Search the data for the string "React" and gather each line it is in.

** Start of Information provided **

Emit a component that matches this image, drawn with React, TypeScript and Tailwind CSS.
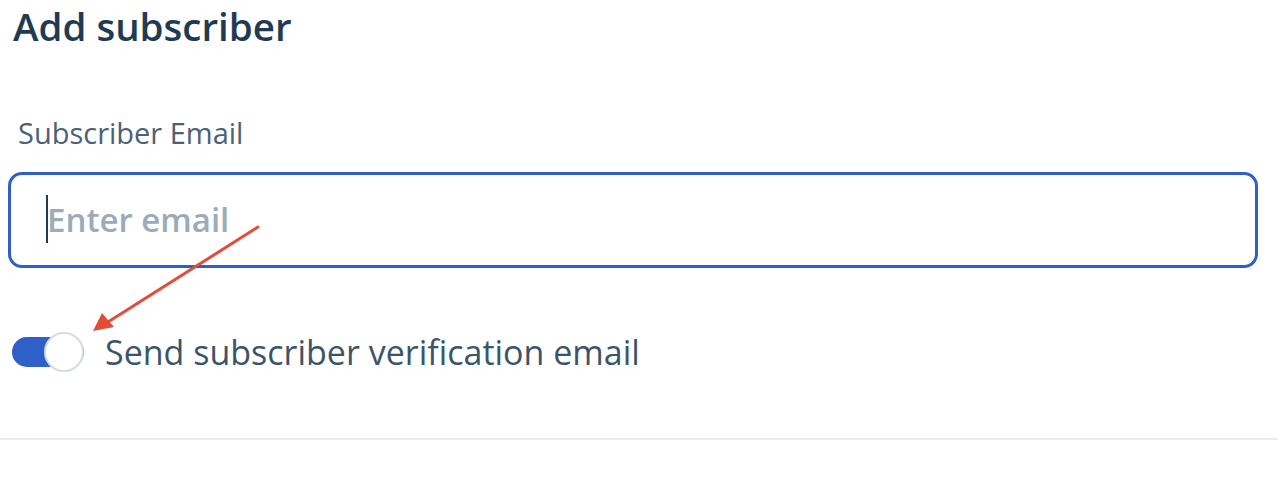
import React from 'react';

export default function App() {
  const [email, setEmail] = React.useState('');
  const [verify, setVerify] = React.useState(true);

  return (
    <div
      className="relative h-[489px] w-[1278px] bg-white"
      style={{ fontFamily: '"Open Sans", "Noto Sans", sans-serif' }}
    >
      <div className="px-[8px]">
        <h1 className="pl-[5px] text-[38.5px] font-semibold leading-[53px] text-[#1f3a52]">Add subscriber</h1>

        <label className="mt-[62px] block pl-[10px] text-[29px] leading-[36px] text-[#4b6175]">Subscriber Email</label>

        <div className="relative mt-[21px] flex h-[96px] w-[1250px] items-center rounded-[14px] border-[3px] border-[#2f5fc9] pl-[36px] pr-[20px]">
          {email === '' && <span className="absolute left-[35px] top-[20px] h-[48px] w-[2px] bg-[#1f3a52]" />}
          <input
            autoFocus
            value={email}
            onChange={(e) => setEmail(e.target.value)}
            placeholder="Enter email"
            className="w-full bg-transparent text-[33px] font-semibold text-[#1f3a52] caret-[#1f3a52] outline-none placeholder:text-[#9babb9]"
          />
        </div>

        <div className="mt-[64px] flex items-center gap-[21px] pl-[4px]">
          <button
            type="button"
            onClick={() => setVerify(!verify)}
            className={
              'relative flex h-[30px] w-[72px] shrink-0 items-center rounded-full ' +
              (verify ? 'bg-[#2f5fc9]' : 'bg-[#d5dce3]')
            }
          >
            <span
              className={
                'absolute top-[-5px] h-[40px] w-[40px] rounded-full border-2 border-[#d3dbe4] bg-white ' +
                (verify ? 'right-0' : 'left-0')
              }
            />
          </button>
          <span className="text-[34px] leading-[40px] text-[#3c5469]">Send subscriber verification email</span>
        </div>
      </div>

      <div className="mt-[66px] h-[2px] w-full bg-[#ececec]" />

      {/* annotation arrow */}
      <svg className="pointer-events-none absolute left-0 top-0" width="1278" height="489">
        <path d="M258 227 L108 322" stroke="#e24d38" strokeWidth="3" strokeLinecap="round" />
        <path d="M93 331 L102 313 L114 327 Z" fill="#e24d38" />
      </svg>
    </div>
  );
}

** End of Information provided **

Full output ->
Emit a component that matches this image, drawn with React, TypeScript and Tailwind CSS.
import React from 'react';
  const [email, setEmail] = React.useState('');
  const [verify, setVerify] = React.useState(true);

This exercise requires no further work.